Depois da II Guerra, lembra Andrew, Viena deixou de ser um centro cultural, a Capital alegre das valsas e operetas, e tornou-se uma cidade de fronteira, ou seja, uma fronteira “invisível” entre o Leste e Oeste, como Korda previra, mas uma fronteira tornada mais visível a cada dia, enquanto o entulho da guerra começava a desaparecer, fazendo a cidade mais limpa, enquanto as linhas geopolíticas começavam a consolidar-se. Tanto o escritor Greene como o diretor Reed estavam fascinados pelo poder metafórico dos esgotos uma rede de túneis subterrâneos, a qual oferecia um meio de evitar-se a fronteira e cruzá-la, sem ser observado, de uma zona para outra. A morte de Harry Lime sinaliza o fim dessa fantasia de uma fronteira permeável. A fronteira se fecha.
Numa economia vítima de escassez interminável na qual o dinheiro virtualmente nada valia, os homens do mercado negro propiciavam os serviços necessários. Até mesmo a penicilina era comercializada, como o filme mostra, e ficamos, na qualidade de espectadores, com o coração partido, escreve Andrew. A penicilina adulterada era o negócio de Lime, as crianças suas vítimas. Contudo, conforme interpretado por Welles, o mercadeiro negro ganha nossa simpatia, até mesmo quando sabemos ser ele um cínico e um monstro. Em “O 3° Homem”, o monstro está em fuga, enquanto seu amigo leal o trai e o mata. Simpatizamos com o monstro perseguido como um rato nos esgotos, enquanto o seu perseguidor Holly Martins fica para lamentar suas ações, sozinho e indesejado, abandonado pela mulher a quem ama, incapaz de aceitar sua traição - traição não ao seu país, mas a seu amigo de longa data. A Áustria não é realmente o país de alguém e tampouco o de seu amigo.
Como sabemos, Reed tomou uma decisão certa - não haveria Strauss, nem valsas neste filme. A velha Viena, considerada por muitos o Centro da Europa, tinha desaparecido para sempre com a II Guerra. A Viena de Reed é uma cidade deformada, filmada com ângulos de câmara desnivelados, onde as ruas escuras e tortuosas contrastam com as ruas, húmidas e brilhantes. Uma cidade na qual uns poucos feixes de luz penetram na escuridão profunda. Reed, um diretor respeitador do roteiro, visualizou Viena como Greene o fez - “uma terra de ninguém numa cidade inquieta onde os valores antigos estão em ruínas, uma cidade sem muito futuro, onde a morte nos convida com acenos...”

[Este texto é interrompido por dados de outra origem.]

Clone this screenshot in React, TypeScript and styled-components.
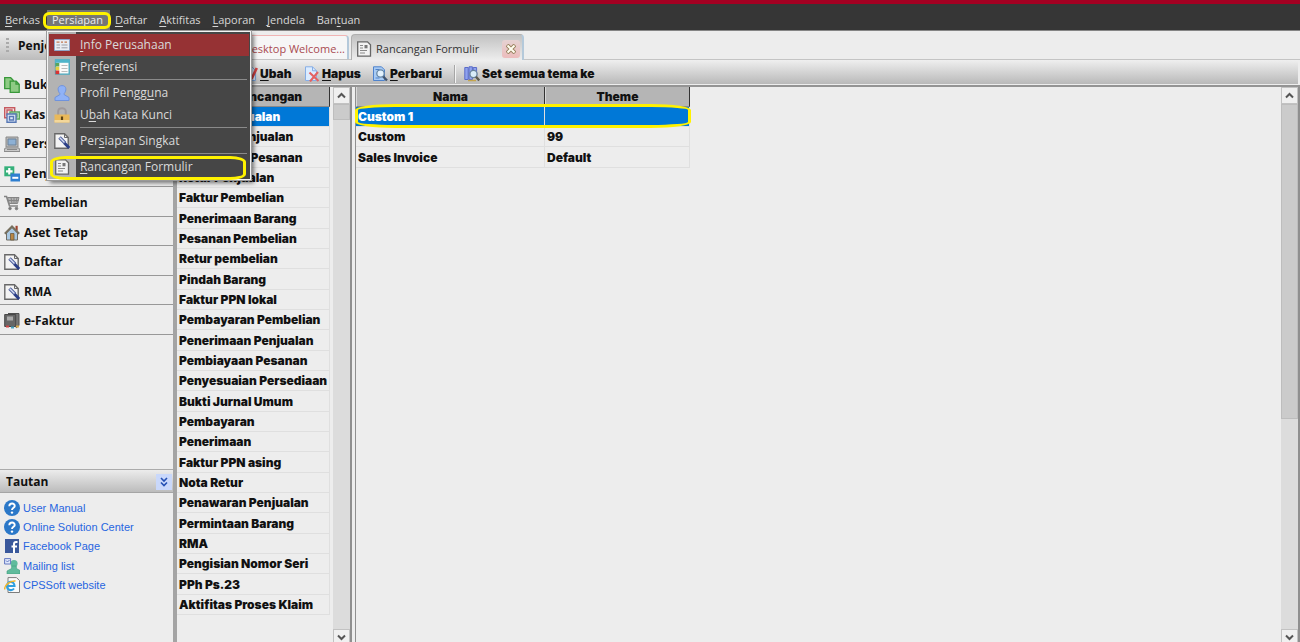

Estas considerações sucintas ajudam o leitor cinéfilo a compreender melhor o alcance deste filme memorável, um dos melhores e mais importantes já realizados em um século de cinema, até mesmo quando para sua realização contribuíram um roteirista de peso, Graham Greene, um produtor como Alexander Korda, um diretor de primeira linha, Carol Reed, e um cineasta de gênio atuando como ator e também, como já referido, orientador de Reed no uso da fotografia em preto & branco contrastada, nos grandes planos em contraluz, quase expressionistas, nos enquadramentos sempre com planos feitos com a câmara um tanto desniveladas, muito baixa ou muito alta, sempre com grande-angulares com larga tolerância de foco e leve deformação das imagens, bem ao gosto de Welles. Nada disso se viu nos filmes dirigidos por Reed nem antes nem depois de “O 3° Homem”, como salientou Ugo Giorgett em sua visão percuciente.
Quanto às discordâncias sobre quem realmente dirigiu o filme, só nos resta recordar as palavras de François Truffaut sobre “la politique des auteurs”. Segundo aquele mestre de cinema precocemente falecido, a criação no cinema depende fortemente de uma “única consciência controladora” - no caso Welles, opinião compartilhada pelo seu mentor André Bazin. Este único ponto-de-vista dominante, argúem os analistas da Nouvelle Vague, é geralmente mantido pelo diretor e não pelo roteirista ou escritor/roteirista. Através dos suportes filosóficos desse método, o diretor cinematográfico é elevado ao “status” de escritor e romancista, daí o termo “auteur”. Ficamos por aqui.